Often in our lives we encounter difference—a conflict between what we like and what we don’t like, between what we expect and what we don’t expect, between what we have to do and what we wish we could do, between what we think and what we express, and so on. When we cannot negotiate the differences, they give rise to disconnection. I am interested in these disconnections both in our everyday experience and in graphic design. In our everyday experiences, disconnections may emerge via physical dislocations or emotional breaks, for example. In design, disconnections appear in multiple ways, sometimes startling us, unsettling us, or causing us to question and then see things in a new light.
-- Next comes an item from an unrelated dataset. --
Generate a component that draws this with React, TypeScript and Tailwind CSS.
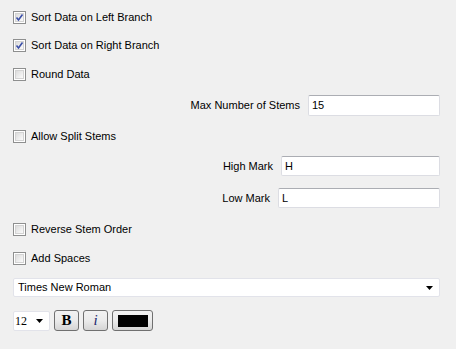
import React from 'react';

const font = "font-['Liberation_Sans',Arial,sans-serif] text-[11px] text-black";

function Check({ checked }: { checked?: boolean }) {
  return (
    <div className="relative w-[13px] h-[13px] border border-[#8e8f8f] bg-white shrink-0">
      <div className="absolute inset-[1px] border border-[#d3d3d3] bg-gradient-to-br from-[#dcdcdc] to-[#fbfbfb]" />
      {checked && (
        <svg className="absolute inset-0" width="11" height="11" viewBox="0 0 11 11">
          <path d="M2.5 5.5 L4.5 8 L8.5 2.5" fill="none" stroke="#3b4fa8" strokeWidth="1.6" />
        </svg>
      )}
    </div>
  );
}

function CheckRow({ label, checked, className }: { label: string; checked?: boolean; className: string }) {
  return (
    <div className={`flex items-center gap-[5px] ${className}`}>
      <Check checked={checked} />
      <span>{label}</span>
    </div>
  );
}

function TextBox({ value, className }: { value: string; className: string }) {
  return (
    <div className={`flex items-center bg-white border border-[#dcdde3] border-t-[#abadb3] rounded-[2px] pl-[3px] ${className}`}>
      {value}
    </div>
  );
}

function Arrow() {
  return (
    <svg width="8" height="4" viewBox="0 0 8 4">
      <path d="M0 0 H7 L3.5 4 Z" fill="#000" />
    </svg>
  );
}

function Button({ children, className }: { children: React.ReactNode; className: string }) {
  return (
    <div className={`flex items-center justify-center h-[21px] border border-[#707070] rounded-[3px] bg-gradient-to-b from-[#f2f2f2] via-[#ebebeb] to-[#d5d5d5] ${className}`}>
      {children}
    </div>
  );
}

export default function App() {
  return (
    <div className={`w-[456px] h-[349px] bg-[#f0f0f0] pt-[3px] pl-[13px] ${font}`}>
      <CheckRow className="h-[28px]" label="Sort Data on Left Branch" checked />
      <CheckRow className="h-[29px]" label="Sort Data on Right Branch" checked />
      <CheckRow className="h-[28px]" label="Round Data" />

      <div className="flex items-center justify-end h-[21px] mt-[7px] pr-[16px] gap-[8px]">
        <span>Max Number of Stems</span>
        <TextBox className="w-[132px] h-[21px]" value="15" />
      </div>

      <CheckRow className="h-[40px]" label="Allow Split Stems" />

      <div className="flex items-center justify-end h-[20px] pr-[16px] gap-[8px]">
        <span>High Mark</span>
        <TextBox className="w-[159px] h-[20px]" value="H" />
      </div>
      <div className="flex items-center justify-end h-[20px] mt-[12px] pr-[16px] gap-[8px]">
        <span>Low Mark</span>
        <TextBox className="w-[162px] h-[20px]" value="L" />
      </div>

      <CheckRow className="h-[14px] mt-[14px]" label="Reverse Stem Order" />
      <CheckRow className="h-[14px] mt-[15px]" label="Add Spaces" />

      <div className="flex items-center justify-between w-[427px] h-[19px] mt-[13px] bg-white border border-[#e2e3ea] rounded-[2px] pl-[4px] pr-[5px]">
        <span>Times New Roman</span>
        <Arrow />
      </div>

      <div className="flex items-center h-[21px] mt-[13px]">
        <div className="flex items-center justify-between w-[37px] h-[20px] bg-white border border-[#e2e3ea] rounded-[2px] pl-[1px] pr-[5px] font-['Liberation_Serif',serif] text-[12px]">
          <span>12</span>
          <Arrow />
        </div>
        <Button className="w-[25px] ml-[4px]">
          <span className="font-['Liberation_Serif',serif] font-bold text-[15px] leading-none">B</span>
        </Button>
        <Button className="w-[25px] ml-[4px]">
          <span className="font-['Liberation_Serif',serif] italic text-[15px] leading-none text-[#1c2a6e]">i</span>
        </Button>
        <Button className="w-[41px] ml-[4px]">
          <div className="w-[30px] h-[12px] bg-black" />
        </Button>
      </div>
    </div>
  );
}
My graphic design thesis work concerns disconnections in visuals in various ways: duality, inside vs. outside, signifier vs. signified, and structure.

inside vs. outside
A more sophisticated version of disconnection emerges in the discrepancy between appearance and reality—what is on the surface vs. what lies underneath, what something says vs. what it actually means, or what lies on the inside vs. what is outside.

signifier vs. signified
The linguist Ferdinand de Saussure asserts the arbitrariness of the sign — that is, the essentially circumstantial, conventional, historical nature of the bond between the signifier(e.g., a word) and the signified (the object or concept represented). Both Foucault and Magritte deal with the disconnection between the signifier and the signified in their work.

Blackletter
Likewise, blackletter typeface has different connotations in different historical contexts. The identity of this typeface has shifted its away from religious faith and attachment to the soil of the Lutheran period and toward a psychoticized expression in the 20th century.

Blind Date
The T.V. Show 'Blind Date' (the most popular "dating game" on TV) illustrates a similar idea. Here a boy and a girl go on a date to see if they are right for each other. Throughout the date the designers of the show put up wise crack comments about the people on the screen. These pop-up graphics show what the characters are really thinking as opposed to what they are saying and doing, thus revealing the contrast between inside and outside.

Bush&God
The imagery and language of politics and advertising are rife with examples of disconnection. What is projected, what we see, is at odds with what lies beneath the surface. Newsweek’s cover story for March 10, 2003 features a head shot of President George W. Bush with his hands folded in a position of prayer. This image projects what the current Administration would like us to think about the president: a devout man, a representative of the good. It’s an image that the Administration uses to counter the negative effects of a war against Iraq.

Cy Twombly
The print works of artist Cy Twombly with its indiscernible writings reflect the distances between signifier and signified.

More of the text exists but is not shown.